Man habe die Idee der Kids gleich an In Via, den Verband Katholischer Mädchen- und Frauensozialarbeit, weiter gegeben, der Träger des Ganztags in der Severinschule ist. So sei dann recht schnell diese Aktion organisiert worden: Jürgen Steinigeweg vom jugendfilmclub medienzentrum, hat sich mit der Frage befasst: welcher Film könnte für Grundschüler interessant, schön und spannend sein und welchen gibt es schon in der Bearbeitung für Sehbehinderte, also mit Szenenbeschreibung. „Da gibt es noch nicht so viel, ich habe auf der Homepage des Berliner Vereins Hörfilm e.V. nachgeschaut und dieser Film „Der Fuchs und das Mädchen“, mit dem hatten wir schon beim Festival Cinepänz großen Erfolg.“ sagt Steinigeweg, der mit dem jugendfilmclub auch verstärkt in Richtung Inklusion arbeiten will. In Kooperation mit dem Südstadt-Kino ODEON hat er dann diesen Termin für den Kinobesuch in den Ferien gefunden und sponsort den Eintritt für die Kinder – Medienbildung für alle eben…

Ich treffe die zwölf Kinder samt ihren In Via-Betreuern am Schultor in der Weberstraße an der Severinsbrücke und spüre die Aufregung, während sie sich im Gänsemarsch dem ODEON nähern. „Alle mal herhören!“ ruft Frau Conrady, als die Kinder im Saal ihre Plätze einnehmen. „Im Kino ist es ziemlich dunkel, denn das Wichtigste ist ja vorne die Leinwand! Die ist noch vieeeel größer als der Fernseher zu Hause. Und der Film heißt „Der Fuchs und das Mädchen“, das ist ein Naturfilm, der dauert 90 Minuten. Es wäre schön, wenn Ihr dafür jetzt die Geduld aufbringt!“. Diese Ermahnung soll sich später als überflüssig erweisen, ich spähe während des Films zu den Gesichtern der Kinder – es ist mucksmäuschenstill bei denen und alle machen das, was man gewöhnlich im Kino tut: konzentriert Richtung Leinwand schauen und genießen!

 

„Ziemlich viele Sachen sind da passiert, richtig anstrengend!“ bemerkt Pascal nach dem Film.
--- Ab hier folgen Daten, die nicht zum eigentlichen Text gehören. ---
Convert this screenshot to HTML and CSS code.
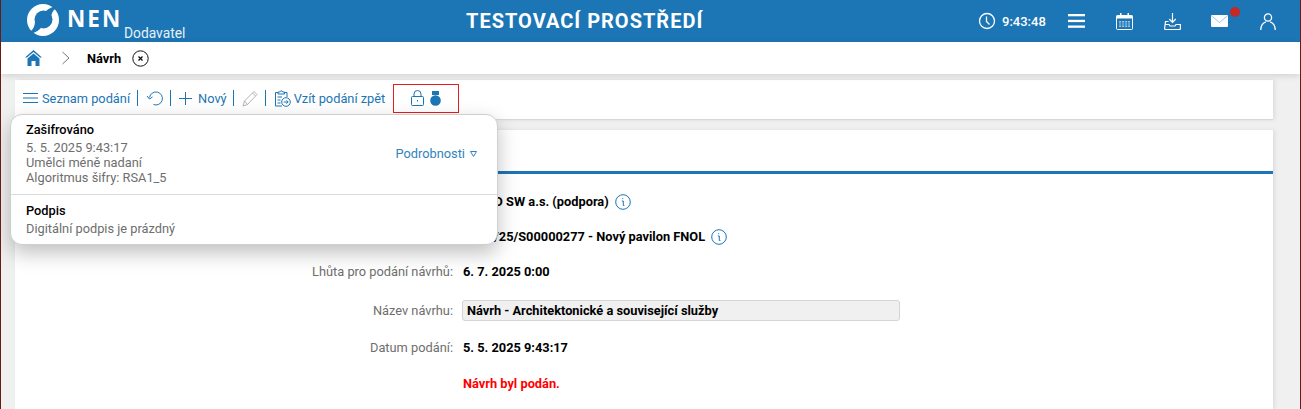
FILE: index.html
```html
<!DOCTYPE html>
<html lang="cs">
<head>
<meta charset="utf-8">
<title>NEN</title>
<link rel="stylesheet" href="styles.css">
</head>
<body>
<div class="app">
  <header class="topbar">
    <div class="brand">
      <svg class="logo" width="32" height="32" viewBox="0 0 32 32"><circle cx="16" cy="16" r="16" fill="#fff"/><circle cx="16.500" cy="15.500" r="9" fill="#1c75b4"/><path d="M8 17C8 22 6 26 3 27.500L5 29.500C9.500 28 12 26 14 24Z" fill="#1c75b4"/><path d="M24 15C24 10 26 6 29 4.500L27 2.500C22.500 4 20 6 18 8Z" fill="#1c75b4"/></svg>
      <span class="nen">NEN</span>
      <span class="role">Dodavatel</span>
    </div>
    <div class="env">TESTOVACÍ PROSTŘEDÍ</div>
    <div class="tools">
      <svg class="clock" width="18" height="18" viewBox="0 0 18 18" fill="none" stroke="#fff" stroke-width="1.300"><circle cx="9" cy="9" r="7.500"/><path d="M8.500 4.500V9.500L11.500 12.500"/></svg>
      <span class="time">9:43:48</span>
      <svg class="t-menu" width="17" height="14" viewBox="0 0 17 14" fill="#fff"><rect y="0" width="17" height="2.300"/><rect y="5.800" width="17" height="2.300"/><rect y="11.500" width="17" height="2.300"/></svg>
      <svg class="t-cal" width="17" height="17" viewBox="0 0 17 17"><rect x=".5" y="2.500" width="16" height="14" rx="1" fill="none" stroke="#fff"/><rect x=".5" y="2.500" width="16" height="3" fill="#fff"/><rect x="4" y="0" width="1.500" height="3" fill="#fff"/><rect x="11.500" y="0" width="1.500" height="3" fill="#fff"/><path d="M3 8h11v6H3z" fill="#fff" opacity=".55"/><path d="M5.500 8v6M8.500 8v6M11.500 8v6M3 10h11M3 12h11" stroke="#1c75b4" stroke-width=".8"/></svg>
      <svg class="t-down" width="17" height="17" viewBox="0 0 17 17" fill="none" stroke="#fff" stroke-width="1.200"><path d="M8.500 0V9M5.200 6L8.500 9.500 11.800 6"/><path d="M4.500 8.500H1.500L.6 15.500a1 1 0 0 0 1 1H15.400a1 1 0 0 0 1-1V11.500H12L11 13H6L5 11.500H.6"/></svg>
      <span class="t-mail">
        <svg width="17" height="12" viewBox="0 0 17 12"><rect width="17" height="12" rx="1" fill="#fff"/><path d="M.5 .8L8.500 7.500 16.500 .8" fill="none" stroke="#9fc5e0"/></svg>
        <span class="badge"></span>
      </span>
      <svg class="t-user" width="16" height="17" viewBox="0 0 16 17" fill="none" stroke="#fff" stroke-width="1.300"><circle cx="8" cy="4.500" r="3.600"/><path d="M.7 17C1 12 4 9.500 5.800 8.900M15.300 17C15 12 12 9.500 10.200 8.900"/></svg>
    </div>
  </header>

  <nav class="crumbs">
    <svg class="home" width="17" height="16" viewBox="0 0 17 16"><path d="M8.500 0L17 7.500H15L8.500 2 2 7.500H0Z" fill="#1c75b4"/><path d="M2.500 8.500L8.500 3.500 14.500 8.500V16H10.500V11H6.500V16H2.500Z" fill="#1c75b4"/></svg>
    <svg class="chev" width="8" height="14" viewBox="0 0 8 14" fill="none" stroke="#777"><path d="M.5 1L7 7 .5 13"/></svg>
    <span class="crumb">Návrh</span>
    <svg class="close" width="17" height="17" viewBox="0 0 17 17" fill="none" stroke="#111"><circle cx="8.500" cy="8.500" r="7.700"/><path d="M6.500 6.500L10.500 10.500M10.500 6.500L6.500 10.500" stroke-width="1.300"/></svg>
  </nav>

  <main class="content">
    <section class="toolbar">
      <a class="tb-item"><svg width="15" height="10" viewBox="0 0 15 10" stroke="#1c75b4"><path d="M0 .5H15M0 5H15M0 9.500H15"/></svg><span>Seznam podání</span></a>
      <i class="sep"></i>
      <a class="tb-item"><svg width="17" height="16" viewBox="0 0 17 16" fill="none" stroke="#1c75b4"><path d="M3.500 7.500A6.500 6.500 0 1 1 7.500 14.500"/><path d="M1 6L3.500 9 6.500 7"/></svg></a>
      <i class="sep"></i>
      <a class="tb-item tb-new"><svg width="13" height="13" viewBox="0 0 13 13" stroke="#1c75b4"><path d="M6.500 0V13M0 6.500H13"/></svg><span>Nový</span></a>
      <i class="sep"></i>
      <a class="tb-item"><svg width="16" height="17" viewBox="0 0 16 17" fill="none" stroke="#b3b3b3"><path d="M1 16L2.500 11 12 1.500 15 4.500 5.500 14.500Z"/><path d="M2.500 11L5.500 14.500M10.500 3L13.500 6"/></svg></a>
      <i class="sep"></i>
      <a class="tb-item tb-back"><svg width="17" height="17" viewBox="0 0 17 17" fill="none" stroke="#1c75b4"><path d="M4 2.500H1.500V16H8M10.500 2.500H13V7"/><path d="M4 4V2H5.800A1.500 1.500 0 0 1 8.700 2H10.500V4Z"/><path d="M3.500 7H8M3.500 10H6.500M3.500 13H6.500"/><circle cx="12" cy="12" r="4.300"/><path d="M9.700 12H14M12.500 10.300L14.200 12 12.500 13.700"/></svg><span>Vzít podání zpět</span></a>
      <div class="status">
        <svg width="13" height="16" viewBox="0 0 13 16" fill="none" stroke="#1c75b4"><rect x=".5" y="6.500" width="12" height="9" rx="1"/><path d="M3 6.500V4a3.500 3.500 0 0 1 7 0V6.500"/><path d="M6.500 10v1.500"/></svg>
        <svg width="11" height="15" viewBox="0 0 11 15" fill="#1c75b4"><rect x="2" y="0" width="7" height="4"/><circle cx="5.500" cy="9.500" r="5.300"/></svg>
      </div>
    </section>

    <section class="card">
      <div class="tabs"></div>
      <div class="form">
        <div class="row"><span class="lbl">Účastník:</span><b class="val">QCM D SW a.s. (podpora)<svg class="info" width="16" height="16" viewBox="0 0 16 16"><circle cx="8" cy="8" r="7.300" fill="none" stroke="#1c75b4"/><path d="M6.800 7H8.300V11.500H9.400M7.700 4.200V5.200" fill="none" stroke="#1c75b4"/></svg></b></div>
        <div class="row"><span class="lbl">Zakázka:</span><b class="val">N006/25/S00000277 - Nový pavilon FNOL<svg class="info" width="16" height="16" viewBox="0 0 16 16"><circle cx="8" cy="8" r="7.300" fill="none" stroke="#1c75b4"/><path d="M6.800 7H8.300V11.500H9.400M7.700 4.200V5.200" fill="none" stroke="#1c75b4"/></svg></b></div>
        <div class="row"><span class="lbl">Lhůta pro podání návrhů:</span><b class="val">6. 7. 2025 0:00</b></div>
        <div class="row row-input"><span class="lbl">Název návrhu:</span><b class="field">Návrh - Architektonické a související služby</b></div>
        <div class="row"><span class="lbl">Datum podání:</span><b class="val">5. 5. 2025 9:43:17</b></div>
        <div class="row row-note"><span class="lbl"></span><b class="val err">Návrh byl podán.</b></div>
      </div>
    </section>

    <aside class="popup">
      <div class="pop-sec pop-first">
        <div>
          <h4>Zašifrováno</h4>
          <p>5. 5. 2025 9:43:17</p>
          <p>Umělci méně nadaní</p>
          <p>Algoritmus šifry: RSA1_5</p>
        </div>
        <a class="more">Podrobnosti <svg width="7" height="6" viewBox="0 0 7 6" fill="none" stroke="#2f83bd"><path d="M.5 .5H6.500L3.500 5.500Z"/></svg></a>
      </div>
      <div class="pop-sec">
        <div>
          <h4>Podpis</h4>
          <p>Digitální podpis je prázdný</p>
        </div>
      </div>
    </aside>
  </main>
</div>
</body>
</html>
```
FILE: styles.css
```css
* { box-sizing: border-box; }
html, body { margin: 0; height: 100%; overflow: hidden; }
body { font-family: Roboto, "Liberation Sans", sans-serif; font-size: 12.8px; color: #000; background: #f0f0f0; }
.app { height: 409px; border-left: 1px solid #6b1a14; border-right: 1px solid #6b1a14; display: flex; flex-direction: column; position: relative; background: #f0f0f0; overflow: hidden; }

.topbar { height: 42px; background: #1c75b4; color: #fff; display: flex; align-items: center; flex: none; position: relative; }
.brand { display: flex; align-items: center; width: 465px; padding-left: 26px; height: 42px; flex: none; }
.logo { flex: none; position: relative; top: -1px; }
.nen { font-family: "Open Sans", sans-serif; font-weight: 700; font-size: 22.500px; letter-spacing: 2px; margin-left: 8px; line-height: 42px; position: relative; top: -2px; width: 57px; }
.role { font-size: 13.800px; position: relative; top: 12px; color: #e6f1f8; }
.env { font-weight: 700; font-size: 20px; letter-spacing: 1px; white-space: nowrap; width: 512px; }
.tools { display: flex; align-items: center; }
.time { font-size: 13px; font-weight: 500; margin-left: 6px; width: 49px; }
.clock { flex: none; }
.t-menu { margin-left: 17px; }
.t-cal { margin-left: 31px; }
.t-down { margin-left: 31px; }
.t-mail { margin-left: 30px; position: relative; display: flex; }
.badge { position: absolute; left: 19px; top: -8px; width: 10px; height: 10px; border-radius: 50%; background: #c62828; }
.t-user { margin-left: 32px; }

.crumbs { height: 32px; background: #fff; display: flex; align-items: center; padding-left: 24px; flex: none; box-shadow: 0 2px 6px rgba(0,0,0,.12); position: relative; z-index: 1; }
.chev { margin-left: 20px; }
.crumb { font-weight: 700; margin-left: 17px; }
.close { margin-left: 11px; }

.content { flex: 1; padding: 6px 27px 0 14px; position: relative; min-height: 0; display: flex; flex-direction: column; }
.toolbar { height: 40px; flex: none; background: #fff; border-bottom: 1px solid #d8d8d8; box-shadow: 2px 0 4px rgba(0,0,0,.08); display: flex; align-items: center; padding: 0 0 3px 8px; color: #1c75b4; }
.tb-item { display: flex; align-items: center; gap: 4px; color: #1c75b4; }
.tb-new { gap: 6px; margin-right: -1px; }
.tb-back { gap: 3px; }
.sep { width: 1px; height: 16px; background: #1c75b4; margin: 0 8px 0 7px; }
.status { margin-left: 8px; width: 66px; height: 29px; border: 1px solid #e81c1c; display: flex; align-items: center; gap: 6px; padding-left: 17px; }

.card { margin-top: 10px; flex: 1; background: #fff; box-shadow: 2px 0 4px rgba(0,0,0,.08); }
.tabs { height: 44px; border-bottom: 3px solid #1c75b4; }
.form { padding-top: 10px; }
.row { display: flex; align-items: center; height: 35px; }
.row-input { height: 42px; margin-bottom: -1px; }
.row-note { margin-top: 1px; }
.lbl { width: 438px; text-align: right; color: #6e6e6e; flex: none; }
.val { margin-left: 10px; font-weight: 700; display: flex; align-items: center; white-space: pre; }
.info { margin-left: 6px; }
.err { color: #f00; }
.field { width: 438px; height: 21px; background: #f0f0f0; border: 1px solid #d4d4d4; border-radius: 3px; padding: 0 4px; line-height: 20px; font-weight: 700; margin-left: 9px; }

.popup { position: absolute; left: 9px; top: 40px; width: 488px; height: 131px; background: #fff; border: 1px solid #cfcfcf; border-radius: 12px; box-shadow: 0 8px 20px rgba(0,0,0,.25); color: #6e6e6e; z-index: 5; }
.pop-sec { padding: 8px 15px 0; }
.pop-first { height: 80px; border-bottom: 1px solid #dcdcdc; display: flex; justify-content: space-between; align-items: flex-start; padding: 7px 20px 0 15px; }
h4 { margin: 0 0 3px; font-size: 12.8px; font-weight: 500; color: #000; line-height: 15px; }
p { margin: 0; line-height: 15px; }
.more { color: #2f83bd; display: flex; align-items: center; gap: 5px; margin-top: 24px; }
```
„Das Mädchen stapft durch den Schnee, dem Fuchs hinterher. Es hat einen Wintermantel, dicke Stiefel und ein Stirnband an. Es singt: Schritt für Schritt, durch den Wald, wer hat diese Spur gemalt?“ Diese und noch viel weitere Informationen gibt den Kindern, zusätzlich zum oder statt des Sehens, die Audiodeskription. Da muss man sich ganz schön viel merken, wie ich feststelle, als ich eben auch mal mit geschlossenen Augen Kino erlebe, um vielleicht den Hauch einer Idee davon zu bekommen, wie es etwa dem blinden Pascal, neuneinhalb Jahre alt, geht. „Ziemlich viele Sachen sind da passiert, richtig anstrengend!“ sagt er mir nach dem Film, und „Ich habe auch die Augen zu gemacht. Das war ganz schön gefährlich, als der Luchs den Fuchs verfolgt hat, oder? Aber der Erzähler hat das gut erzählt“. Na bitte, Kino im Kopf! Und Jason bemerkt „Das Mädchen hatte ja zwei Stimmen!“. Richtig, nämlich eine, die im Rückblick aus der Sicht der schon erwachsenen Frau die Erlebnisse und Gedanken des Mädchens schildert, und die zweite, mit der das Mädchen selbst im ON singt oder mit dem Fuchs spricht. Gut aufgepasst, Jason.

 

Die Betreuerinnen der Kinder sind baff: „Dass die so derart ruhig und konzentriert waren, das hätten wir nicht gedacht, es hat ihnen so gut gefallen, wir sind gespannt, was sie morgen und übermorgen noch so alles davon zum Besten geben“ sagt Mechthild Conrady beim Aufbruch. Und Sarah, die ohne ihre starke Brille nur 10% Sehfähigkeit besitzt, sagt selig „Das war so schön, als der Fuchs das Mädchen in seinem Haus besucht hat und wie der Erzähler das beschrieben hat, das passte so gut zum Bild, das hat mir beim Sehen geholfen!“
Mehr davon!! Am besten gemeinsam mit Grundschülern der benachbarten Regelschulen, denn Inklusion geht überall, auch im Kino!